Weaver agreed. “He is so passionate about what he does, but he is a stickler and is very hard to please. He adds a lot of energy to the whole rink.”

Elizabeth Punsalan Swallow, a five-time U.S. dance champion, and Natalia Annenko, a former ice dancer who represented the Soviet Union, are also important members of Weaver and Poje’s coaching team. “We work with Natalia more than Liz, but whoever we are with, we are always learning and growing. Everyone pushes us,” Weaver said. “Natalia is an excellent technician. She came from the Soviet era and her lines are so beautiful.

“Liz is so creative. She is very detail-oriented, so she adds another facet to our skating. Everyone has made a contribution for us to become the team that we are right now.”


With so many teams under their wing, Krylova and Camerlengo will have their work cut out for them once the new season starts, but Weaver and Poje are not concerned. “Who knows who will be at the boards with us at competitions,” Poje said. “We are comfortable with everyone we work with, so it is all good. There are so many teams at our rink that they will have a full schedule of who will go where.”

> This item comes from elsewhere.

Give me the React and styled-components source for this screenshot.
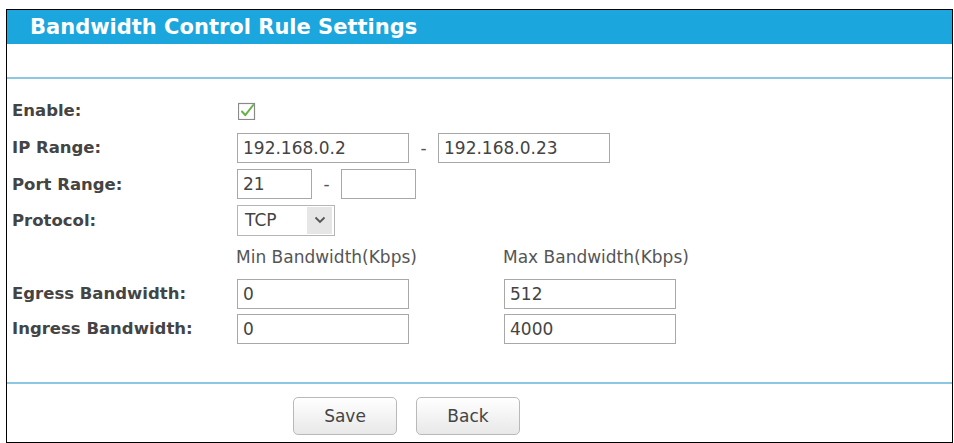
import React from "react";
import styled, { createGlobalStyle } from "styled-components";

const GlobalStyle = createGlobalStyle`
  body {
    margin: 0;
    background: #ffffff;
    font-family: "DejaVu Sans", Verdana, sans-serif;
  }
`;

function CheckIcon() {
  return (
    <svg width="18" height="18" viewBox="0 0 18 18">
      <rect x="0.5" y="1.5" width="16" height="16" fill="#fff" stroke="#8a8a8a" strokeWidth="1.2" />
      <path d="M4 9.5 L7.3 13.2 L15.2 3" fill="none" stroke="#62b444" strokeWidth="2" strokeLinecap="round" strokeLinejoin="round" />
    </svg>
  );
}

function Chevron() {
  return (
    <svg width="12" height="8" viewBox="0 0 12 8">
      <path d="M1.5 1.5 L6 6 L10.5 1.5" fill="none" stroke="#555" strokeWidth="1.8" />
    </svg>
  );
}

function App() {
  return (
    <Page>
      <GlobalStyle />
      <Panel>
        <Header>Bandwidth Control Rule Settings</Header>
        <HeaderGap />
        <Divider />
        <Form>
          <Row h={37}>
            <Label>Enable:</Label>
            <CheckWrap>
              <CheckIcon />
            </CheckWrap>
          </Row>
          <Row h={37}>
            <Label>IP Range:</Label>
            <Field>
              <Input w={172} defaultValue="192.168.0.2" />
              <Dash>-</Dash>
              <Input w={172} defaultValue="192.168.0.23" />
            </Field>
          </Row>
          <Row h={36}>
            <Label>Port Range:</Label>
            <Field>
              <Input w={75} defaultValue="21" />
              <Dash>-</Dash>
              <Input w={75} defaultValue="" />
            </Field>
          </Row>
          <Row h={36}>
            <Label>Protocol:</Label>
            <Select>
              <SelectValue>TCP</SelectValue>
              <SelectArrow>
                <Chevron />
              </SelectArrow>
            </Select>
          </Row>
          <Row h={38}>
            <span />
            <BandGrid>
              <ColHead>Min Bandwidth(Kbps)</ColHead>
              <ColHead>Max Bandwidth(Kbps)</ColHead>
            </BandGrid>
          </Row>
          <Row h={35}>
            <Label>Egress Bandwidth:</Label>
            <BandGrid>
              <Input w={172} defaultValue="0" />
              <Input w={172} defaultValue="512" />
            </BandGrid>
          </Row>
          <Row h={35}>
            <Label>Ingress Bandwidth:</Label>
            <BandGrid>
              <Input w={172} defaultValue="0" />
              <Input w={172} defaultValue="4000" />
            </BandGrid>
          </Row>
        </Form>
        <Divider />
        <Footer>
          <Button>Save</Button>
          <Button>Back</Button>
        </Footer>
      </Panel>
    </Page>
  );
}

export default App;

const Page = styled.div`
  padding: 9px 0 0 6px;
`;

const Panel = styled.div`
  box-sizing: border-box;
  width: 947px;
  height: 434px;
  border: 1px solid #000;
  display: flex;
  flex-direction: column;
`;

const Header = styled.div`
  height: 34px;
  background: #1ba6de;
  color: #ffffff;
  font-family: "DejaVu Sans", Verdana, sans-serif;
  font-weight: bold;
  font-size: 21px;
  display: flex;
  align-items: center;
  padding-left: 23px;
`;

const HeaderGap = styled.div`
  height: 33px;
`;

const Divider = styled.div`
  height: 2px;
  background: #8cc8e4;
`;

const Form = styled.div`
  flex: 1;
  padding: 13px 0 0 5px;
`;

const Row = styled.div`
  display: grid;
  grid-template-columns: 225px 1fr;
  align-items: center;
  height: ${(p) => p.h}px;
`;

const Label = styled.span`
  font-weight: bold;
  font-size: 16.5px;
  color: #444;
  white-space: nowrap;
`;

const CheckWrap = styled.span`
  display: flex;
  padding-left: 1px;
`;

const Field = styled.div`
  display: flex;
  align-items: center;
`;

const Input = styled.input`
  box-sizing: border-box;
  width: ${(p) => p.w}px;
  height: 30px;
  border: 1px solid #a8a8a8;
  padding: 0 5px;
  font-family: "DejaVu Sans", Verdana, sans-serif;
  font-size: 17px;
  color: #444;
  outline: none;
  margin: 0;
`;

const Dash = styled.span`
  width: 29px;
  text-align: center;
  font-size: 17px;
  color: #555;
`;

const Select = styled.div`
  box-sizing: border-box;
  width: 98px;
  height: 31px;
  border: 1px solid #b5b5b5;
  display: flex;
  align-items: stretch;
  justify-content: space-between;
  padding: 1px 2px 1px 0;
`;

const SelectValue = styled.span`
  display: flex;
  align-items: center;
  padding-left: 7px;
  font-size: 17px;
  color: #444;
`;

const SelectArrow = styled.span`
  width: 25px;
  background: #e6e6e6;
  display: flex;
  align-items: center;
  justify-content: center;
`;

const BandGrid = styled.div`
  display: grid;
  grid-template-columns: 267px 172px;
  align-items: center;
`;

const ColHead = styled.span`
  font-size: 17px;
  color: #555;
  margin-left: -1px;
  white-space: nowrap;
`;

const Footer = styled.div`
  height: 58px;
  display: flex;
  align-items: center;
  gap: 19px;
  padding-left: 286px;
`;

const Button = styled.button`
  box-sizing: border-box;
  width: 104px;
  height: 38px;
  border: 1px solid #b9b9b9;
  border-radius: 5px;
  background: linear-gradient(#ffffff, #e8e8e8);
  font-family: "DejaVu Sans", Verdana, sans-serif;
  font-size: 17px;
  color: #444;
  margin-top: 6px;
`;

Weaver said she and Poje received positive feedback on their new programs at the national team camp and are excited about the new season. “We are looking forward to starting this crazy fall schedule. We have three events: Skate Canada, NHK in Japan and Rostelecom Cup in Russia.”

As for their training venue, Weaver and Poje said there is nowhere else in the world they would rather be. “Our rink has energy, we have great training mates, coaches and a great environment that makes us want to train. We have everything we need,” Poje said.

“The Detroit Skating Club is probably the best place in the world to train right now because I don’t know any other place that has as many high-level skaters in all the disciplines,” Weaver added. “I do not think that we would be any happier in any other environment. This is the perfect place for us, and I do not know where we would be without it.

“We have transformed ourselves not only as skaters but also as people. We are very, very happy.”